**Goal of the exercise:**
Provide an exact copy of the data, excluding the images.

**Provided material:**
□ □ □ □

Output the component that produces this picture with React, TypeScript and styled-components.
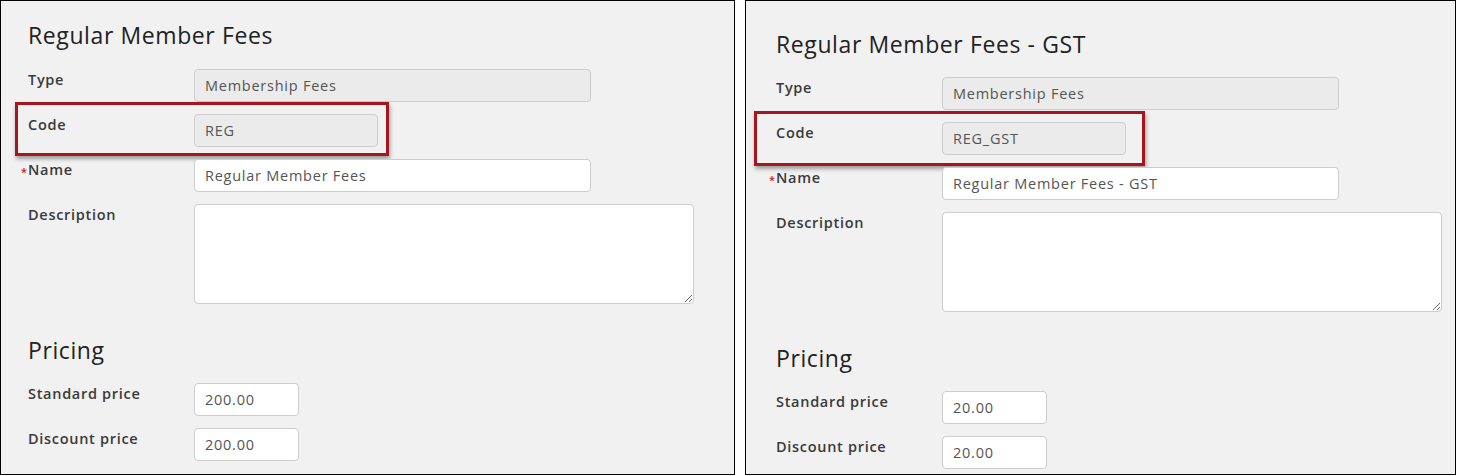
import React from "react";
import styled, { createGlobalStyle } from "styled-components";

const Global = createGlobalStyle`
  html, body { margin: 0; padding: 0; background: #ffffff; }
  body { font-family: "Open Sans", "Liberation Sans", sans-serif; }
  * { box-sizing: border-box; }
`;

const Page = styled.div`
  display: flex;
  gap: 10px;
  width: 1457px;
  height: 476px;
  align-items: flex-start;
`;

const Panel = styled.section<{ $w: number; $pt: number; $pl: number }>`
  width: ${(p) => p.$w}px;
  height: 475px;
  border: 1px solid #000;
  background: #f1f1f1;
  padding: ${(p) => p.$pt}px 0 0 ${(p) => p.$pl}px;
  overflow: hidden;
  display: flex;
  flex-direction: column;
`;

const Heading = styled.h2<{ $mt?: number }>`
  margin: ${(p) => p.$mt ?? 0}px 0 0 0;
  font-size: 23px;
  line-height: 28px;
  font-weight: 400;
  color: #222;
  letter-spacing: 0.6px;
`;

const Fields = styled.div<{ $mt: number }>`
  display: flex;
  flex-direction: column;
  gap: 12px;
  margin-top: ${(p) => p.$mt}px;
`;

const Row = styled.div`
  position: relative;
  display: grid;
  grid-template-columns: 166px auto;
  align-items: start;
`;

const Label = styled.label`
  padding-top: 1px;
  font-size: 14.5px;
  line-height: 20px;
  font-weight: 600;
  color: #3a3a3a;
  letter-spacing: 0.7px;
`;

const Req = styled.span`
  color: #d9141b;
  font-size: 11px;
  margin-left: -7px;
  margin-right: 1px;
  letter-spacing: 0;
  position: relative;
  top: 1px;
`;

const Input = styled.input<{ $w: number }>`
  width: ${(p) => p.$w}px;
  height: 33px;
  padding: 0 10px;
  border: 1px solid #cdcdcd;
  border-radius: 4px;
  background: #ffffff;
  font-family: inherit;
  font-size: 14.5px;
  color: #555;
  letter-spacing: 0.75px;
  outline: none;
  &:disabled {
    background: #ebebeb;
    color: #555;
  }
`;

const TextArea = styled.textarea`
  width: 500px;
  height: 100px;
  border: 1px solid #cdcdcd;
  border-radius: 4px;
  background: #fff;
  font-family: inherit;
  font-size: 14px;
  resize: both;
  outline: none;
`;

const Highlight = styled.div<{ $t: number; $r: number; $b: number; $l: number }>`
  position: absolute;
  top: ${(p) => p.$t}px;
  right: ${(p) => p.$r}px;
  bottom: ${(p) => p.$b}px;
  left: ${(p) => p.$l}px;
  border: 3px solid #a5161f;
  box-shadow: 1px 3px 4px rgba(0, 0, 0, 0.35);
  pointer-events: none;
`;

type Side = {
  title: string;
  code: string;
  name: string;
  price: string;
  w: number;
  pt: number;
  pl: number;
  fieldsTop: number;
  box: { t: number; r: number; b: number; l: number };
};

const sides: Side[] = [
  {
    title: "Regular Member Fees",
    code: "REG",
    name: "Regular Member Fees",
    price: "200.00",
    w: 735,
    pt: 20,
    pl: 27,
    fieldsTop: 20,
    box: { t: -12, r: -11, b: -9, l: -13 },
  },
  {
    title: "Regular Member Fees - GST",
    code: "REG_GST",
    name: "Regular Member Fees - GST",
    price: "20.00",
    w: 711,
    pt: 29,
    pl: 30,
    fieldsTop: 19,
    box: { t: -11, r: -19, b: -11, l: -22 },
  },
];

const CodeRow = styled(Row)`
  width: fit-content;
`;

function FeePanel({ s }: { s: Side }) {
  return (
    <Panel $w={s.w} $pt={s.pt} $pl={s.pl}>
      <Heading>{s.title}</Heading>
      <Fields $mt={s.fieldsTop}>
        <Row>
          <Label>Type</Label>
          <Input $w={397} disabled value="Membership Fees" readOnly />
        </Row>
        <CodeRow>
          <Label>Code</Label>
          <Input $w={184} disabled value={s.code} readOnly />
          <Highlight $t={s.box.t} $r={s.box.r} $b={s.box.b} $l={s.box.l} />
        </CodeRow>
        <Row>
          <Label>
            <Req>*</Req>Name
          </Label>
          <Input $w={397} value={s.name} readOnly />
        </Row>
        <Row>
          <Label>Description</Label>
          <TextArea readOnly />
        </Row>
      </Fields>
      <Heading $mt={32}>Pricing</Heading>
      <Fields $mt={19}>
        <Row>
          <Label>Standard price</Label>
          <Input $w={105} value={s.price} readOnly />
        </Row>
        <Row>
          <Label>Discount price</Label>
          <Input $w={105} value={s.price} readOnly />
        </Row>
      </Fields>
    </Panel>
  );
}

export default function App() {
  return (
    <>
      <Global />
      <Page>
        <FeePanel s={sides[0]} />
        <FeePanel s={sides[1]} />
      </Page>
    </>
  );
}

□ □ □ □

**Complete output:**
Output the component that produces this picture with React, TypeScript and styled-components.
import React from "react";
import styled, { createGlobalStyle } from "styled-components";

const Global = createGlobalStyle`
  html, body { margin: 0; padding: 0; background: #ffffff; }
  body { font-family: "Open Sans", "Liberation Sans", sans-serif; }
  * { box-sizing: border-box; }
`;

const Page = styled.div`
  display: flex;
  gap: 10px;
  width: 1457px;
  height: 476px;
  align-items: flex-start;
`;

const Panel = styled.section<{ $w: number; $pt: number; $pl: number }>`
  width: ${(p) => p.$w}px;
  height: 475px;
  border: 1px solid #000;
  background: #f1f1f1;
  padding: ${(p) => p.$pt}px 0 0 ${(p) => p.$pl}px;
  overflow: hidden;
  display: flex;
  flex-direction: column;
`;

const Heading = styled.h2<{ $mt?: number }>`
  margin: ${(p) => p.$mt ?? 0}px 0 0 0;
  font-size: 23px;
  line-height: 28px;
  font-weight: 400;
  color: #222;
  letter-spacing: 0.6px;
`;

const Fields = styled.div<{ $mt: number }>`
  display: flex;
  flex-direction: column;
  gap: 12px;
  margin-top: ${(p) => p.$mt}px;
`;

const Row = styled.div`
  position: relative;
  display: grid;
  grid-template-columns: 166px auto;
  align-items: start;
`;

const Label = styled.label`
  padding-top: 1px;
  font-size: 14.5px;
  line-height: 20px;
  font-weight: 600;
  color: #3a3a3a;
  letter-spacing: 0.7px;
`;

const Req = styled.span`
  color: #d9141b;
  font-size: 11px;
  margin-left: -7px;
  margin-right: 1px;
  letter-spacing: 0;
  position: relative;
  top: 1px;
`;

const Input = styled.input<{ $w: number }>`
  width: ${(p) => p.$w}px;
  height: 33px;
  padding: 0 10px;
  border: 1px solid #cdcdcd;
  border-radius: 4px;
  background: #ffffff;
  font-family: inherit;
  font-size: 14.5px;
  color: #555;
  letter-spacing: 0.75px;
  outline: none;
  &:disabled {
    background: #ebebeb;
    color: #555;
  }
`;

const TextArea = styled.textarea`
  width: 500px;
  height: 100px;
  border: 1px solid #cdcdcd;
  border-radius: 4px;
  background: #fff;
  font-family: inherit;
  font-size: 14px;
  resize: both;
  outline: none;
`;

const Highlight = styled.div<{ $t: number; $r: number; $b: number; $l: number }>`
  position: absolute;
  top: ${(p) => p.$t}px;
  right: ${(p) => p.$r}px;
  bottom: ${(p) => p.$b}px;
  left: ${(p) => p.$l}px;
  border: 3px solid #a5161f;
  box-shadow: 1px 3px 4px rgba(0, 0, 0, 0.35);
  pointer-events: none;
`;

type Side = {
  title: string;
  code: string;
  name: string;
  price: string;
  w: number;
  pt: number;
  pl: number;
  fieldsTop: number;
  box: { t: number; r: number; b: number; l: number };
};

const sides: Side[] = [
  {
    title: "Regular Member Fees",
    code: "REG",
    name: "Regular Member Fees",
    price: "200.00",
    w: 735,
    pt: 20,
    pl: 27,
    fieldsTop: 20,
    box: { t: -12, r: -11, b: -9, l: -13 },
  },
  {
    title: "Regular Member Fees - GST",
    code: "REG_GST",
    name: "Regular Member Fees - GST",
    price: "20.00",
    w: 711,
    pt: 29,
    pl: 30,
    fieldsTop: 19,
    box: { t: -11, r: -19, b: -11, l: -22 },
  },
];

const CodeRow = styled(Row)`
  width: fit-content;
`;

function FeePanel({ s }: { s: Side }) {
  return (
    <Panel $w={s.w} $pt={s.pt} $pl={s.pl}>
      <Heading>{s.title}</Heading>
      <Fields $mt={s.fieldsTop}>
        <Row>
          <Label>Type</Label>
          <Input $w={397} disabled value="Membership Fees" readOnly />
        </Row>
        <CodeRow>
          <Label>Code</Label>
          <Input $w={184} disabled value={s.code} readOnly />
          <Highlight $t={s.box.t} $r={s.box.r} $b={s.box.b} $l={s.box.l} />
        </CodeRow>
        <Row>
          <Label>
            <Req>*</Req>Name
          </Label>
          <Input $w={397} value={s.name} readOnly />
        </Row>
        <Row>
          <Label>Description</Label>
          <TextArea readOnly />
        </Row>
      </Fields>
      <Heading $mt={32}>Pricing</Heading>
      <Fields $mt={19}>
        <Row>
          <Label>Standard price</Label>
          <Input $w={105} value={s.price} readOnly />
        </Row>
        <Row>
          <Label>Discount price</Label>
          <Input $w={105} value={s.price} readOnly />
        </Row>
      </Fields>
    </Panel>
  );
}

export default function App() {
  return (
    <>
      <Global />
      <Page>
        <FeePanel s={sides[0]} />
        <FeePanel s={sides[1]} />
      </Page>
    </>
  );
}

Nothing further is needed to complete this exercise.